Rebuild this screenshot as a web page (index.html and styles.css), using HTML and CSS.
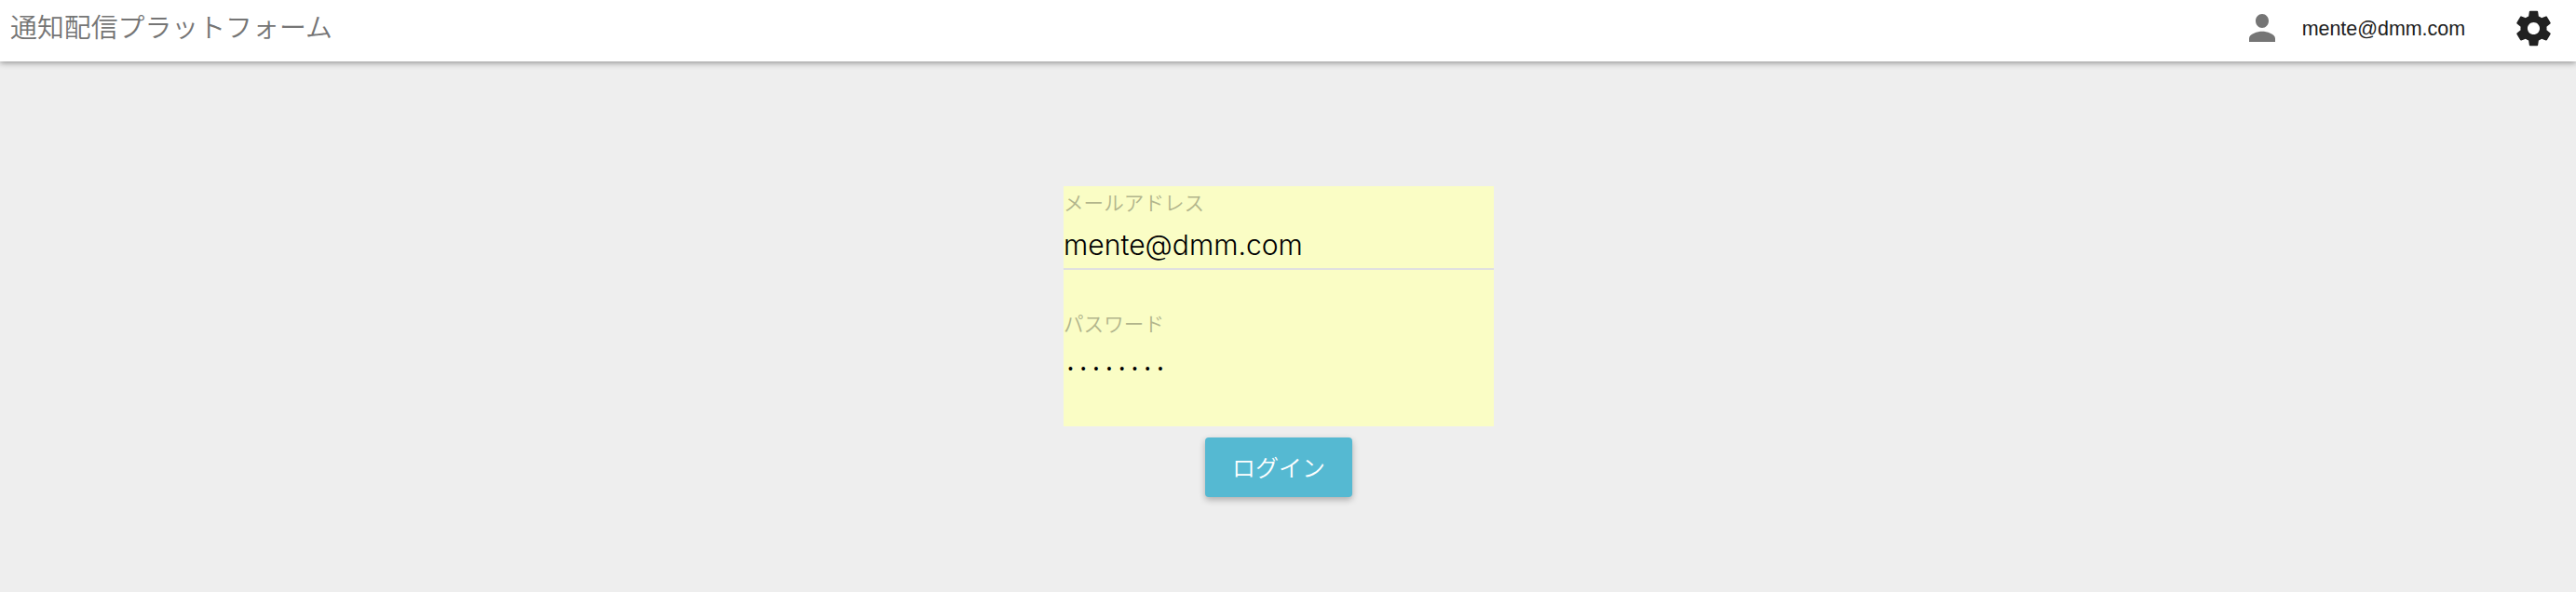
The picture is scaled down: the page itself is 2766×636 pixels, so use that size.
FILE: index.html
```html
<!DOCTYPE html>
<html lang="ja">
<head>
<meta charset="utf-8">
<title>通知配信プラットフォーム</title>
<link rel="stylesheet" href="styles.css">
</head>
<body>
<header class="header">
  <h1 class="title">通知配信プラットフォーム</h1>
  <div class="account">
    <svg class="person" viewBox="4 4 16 16" preserveAspectRatio="none"><path d="M12 12c2.21 0 4-1.79 4-4s-1.79-4-4-4-4 1.79-4 4 1.79 4 4 4zm0 2c-2.67 0-8 1.34-8 4v2h16v-2c0-2.66-5.33-4-8-4z"/></svg>
    <span class="user">mente@dmm.com</span>
    <svg class="gear" viewBox="0 0 24 24"><path d="M19.43 12.98c.04-.32.07-.64.07-.98s-.03-.66-.07-.98l2.11-1.65c.19-.15.24-.42.12-.64l-2-3.46c-.12-.22-.39-.3-.61-.22l-2.49 1c-.52-.4-1.08-.73-1.69-.98l-.38-2.65C14.46 2.18 14.25 2 14 2h-4c-.25 0-.46.18-.49.42l-.38 2.65c-.61.25-1.17.59-1.69.98l-2.49-1c-.23-.09-.49 0-.61.22l-2 3.46c-.13.22-.07.49.12.64l2.11 1.65c-.04.32-.07.65-.07.98s.03.66.07.98l-2.11 1.65c-.19.15-.24.42-.12.64l2 3.46c.12.22.39.3.61.22l2.49-1c.52.4 1.08.73 1.69.98l.38 2.65c.03.24.24.42.49.42h4c.25 0 .46-.18.49-.42l.38-2.65c.61-.25 1.17-.59 1.69-.98l2.49 1c.23.09.49 0 .61-.22l2-3.46c.12-.22.07-.49-.12-.64l-2.11-1.65zM12 15.5c-1.93 0-3.5-1.57-3.5-3.5s1.57-3.5 3.5-3.5 3.5 1.57 3.5 3.5-1.57 3.5-3.5 3.5z"/></svg>
  </div>
</header>
<main class="login">
  <div class="fields">
    <div class="field email">
      <div class="label">メールアドレス</div>
      <div class="value">mente@dmm.com</div>
    </div>
    <div class="field password">
      <div class="label">パスワード</div>
      <div class="dots">••••••••</div>
    </div>
  </div>
  <button class="submit" type="button">ログイン</button>
</main>
</body>
</html>
```
FILE: styles.css
```css
* { box-sizing: border-box; }
body {
  margin: 0;
  min-height: 636px;
  background: #eee;
  font-family: "Noto Sans CJK JP", sans-serif;
}
.header {
  display: flex;
  justify-content: space-between;
  height: 66px;
  padding: 0 23px 0 11px;
  background: #fff;
  box-shadow: 0 1px 7px rgba(0, 0, 0, .45);
}
.title {
  margin: 0;
  color: #757575;
  font-size: 28.9px;
  font-weight: 350;
  line-height: 55px;
  white-space: nowrap;
}
.account { display: flex; align-items: center; height: 60px; }
.person { width: 28px; height: 30px; margin-right: 29px; fill: #757575; }
.user {
  margin-right: 51px;
  color: #212121;
  font: 21.5px/60px "Liberation Sans", sans-serif;
  letter-spacing: -.05px;
  padding-top: 1px;
}
.gear { width: 45px; height: 45px; fill: #212121; }
.login {
  display: flex;
  flex-direction: column;
  align-items: center;
  width: 462px;
  margin: 134px 0 0 1142px;
}
.fields { width: 462px; height: 258px; background: #fafdc5; }
.email { height: 90px; border-bottom: 2px solid #e0e0e0; }
.label {
  padding-top: 1px;
  color: #b2b58c;
  font-size: 21.6px;
  font-weight: 350;
  line-height: 32px;
}
.value {
  padding: 10px 0 0;
  color: #000;
  font-family: Inter, sans-serif;
  font-size: 30.1px;
  font-weight: 300;
  line-height: 40px;
}
.password { padding-top: 40px; }
.dots {
  padding: 23px 0 0 5px;
  font: 14px/20px "Liberation Sans", sans-serif;
  letter-spacing: 8.9px;
}
.submit {
  width: 158px;
  height: 64px;
  margin-top: 12px;
  padding: 0 0 3px;
  border: 0;
  border-radius: 4px;
  background: #55b9d2;
  box-shadow: 0 3px 7px rgba(0, 0, 0, .28);
  color: #fff;
  font: 350 25px/60px "Noto Sans CJK JP", sans-serif;
}
```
#####
With the pictures left out, transcribe the material exactly.

• **FULL ANSWER**:
Rebuild this screenshot as a web page (index.html and styles.css), using HTML and CSS.
The picture is scaled down: the page itself is 2766×636 pixels, so use that size.
FILE: index.html
```html
<!DOCTYPE html>
<html lang="ja">
<head>
<meta charset="utf-8">
<title>通知配信プラットフォーム</title>
<link rel="stylesheet" href="styles.css">
</head>
<body>
<header class="header">
  <h1 class="title">通知配信プラットフォーム</h1>
  <div class="account">
    <svg class="person" viewBox="4 4 16 16" preserveAspectRatio="none"><path d="M12 12c2.21 0 4-1.79 4-4s-1.79-4-4-4-4 1.79-4 4 1.79 4 4 4zm0 2c-2.67 0-8 1.34-8 4v2h16v-2c0-2.66-5.33-4-8-4z"/></svg>
    <span class="user">mente@dmm.com</span>
    <svg class="gear" viewBox="0 0 24 24"><path d="M19.43 12.98c.04-.32.07-.64.07-.98s-.03-.66-.07-.98l2.11-1.65c.19-.15.24-.42.12-.64l-2-3.46c-.12-.22-.39-.3-.61-.22l-2.49 1c-.52-.4-1.08-.73-1.69-.98l-.38-2.65C14.46 2.18 14.25 2 14 2h-4c-.25 0-.46.18-.49.42l-.38 2.65c-.61.25-1.17.59-1.69.98l-2.49-1c-.23-.09-.49 0-.61.22l-2 3.46c-.13.22-.07.49.12.64l2.11 1.65c-.04.32-.07.65-.07.98s.03.66.07.98l-2.11 1.65c-.19.15-.24.42-.12.64l2 3.46c.12.22.39.3.61.22l2.49-1c.52.4 1.08.73 1.69.98l.38 2.65c.03.24.24.42.49.42h4c.25 0 .46-.18.49-.42l.38-2.65c.61-.25 1.17-.59 1.69-.98l2.49 1c.23.09.49 0 .61-.22l2-3.46c.12-.22.07-.49-.12-.64l-2.11-1.65zM12 15.5c-1.93 0-3.5-1.57-3.5-3.5s1.57-3.5 3.5-3.5 3.5 1.57 3.5 3.5-1.57 3.5-3.5 3.5z"/></svg>
  </div>
</header>
<main class="login">
  <div class="fields">
    <div class="field email">
      <div class="label">メールアドレス</div>
      <div class="value">mente@dmm.com</div>
    </div>
    <div class="field password">
      <div class="label">パスワード</div>
      <div class="dots">••••••••</div>
    </div>
  </div>
  <button class="submit" type="button">ログイン</button>
</main>
</body>
</html>
```
FILE: styles.css
```css
* { box-sizing: border-box; }
body {
  margin: 0;
  min-height: 636px;
  background: #eee;
  font-family: "Noto Sans CJK JP", sans-serif;
}
.header {
  display: flex;
  justify-content: space-between;
  height: 66px;
  padding: 0 23px 0 11px;
  background: #fff;
  box-shadow: 0 1px 7px rgba(0, 0, 0, .45);
}
.title {
  margin: 0;
  color: #757575;
  font-size: 28.9px;
  font-weight: 350;
  line-height: 55px;
  white-space: nowrap;
}
.account { display: flex; align-items: center; height: 60px; }
.person { width: 28px; height: 30px; margin-right: 29px; fill: #757575; }
.user {
  margin-right: 51px;
  color: #212121;
  font: 21.5px/60px "Liberation Sans", sans-serif;
  letter-spacing: -.05px;
  padding-top: 1px;
}
.gear { width: 45px; height: 45px; fill: #212121; }
.login {
  display: flex;
  flex-direction: column;
  align-items: center;
  width: 462px;
  margin: 134px 0 0 1142px;
}
.fields { width: 462px; height: 258px; background: #fafdc5; }
.email { height: 90px; border-bottom: 2px solid #e0e0e0; }
.label {
  padding-top: 1px;
  color: #b2b58c;
  font-size: 21.6px;
  font-weight: 350;
  line-height: 32px;
}
.value {
  padding: 10px 0 0;
  color: #000;
  font-family: Inter, sans-serif;
  font-size: 30.1px;
  font-weight: 300;
  line-height: 40px;
}
.password { padding-top: 40px; }
.dots {
  padding: 23px 0 0 5px;
  font: 14px/20px "Liberation Sans", sans-serif;
  letter-spacing: 8.9px;
}
.submit {
  width: 158px;
  height: 64px;
  margin-top: 12px;
  padding: 0 0 3px;
  border: 0;
  border-radius: 4px;
  background: #55b9d2;
  box-shadow: 0 3px 7px rgba(0, 0, 0, .28);
  color: #fff;
  font: 350 25px/60px "Noto Sans CJK JP", sans-serif;
}
```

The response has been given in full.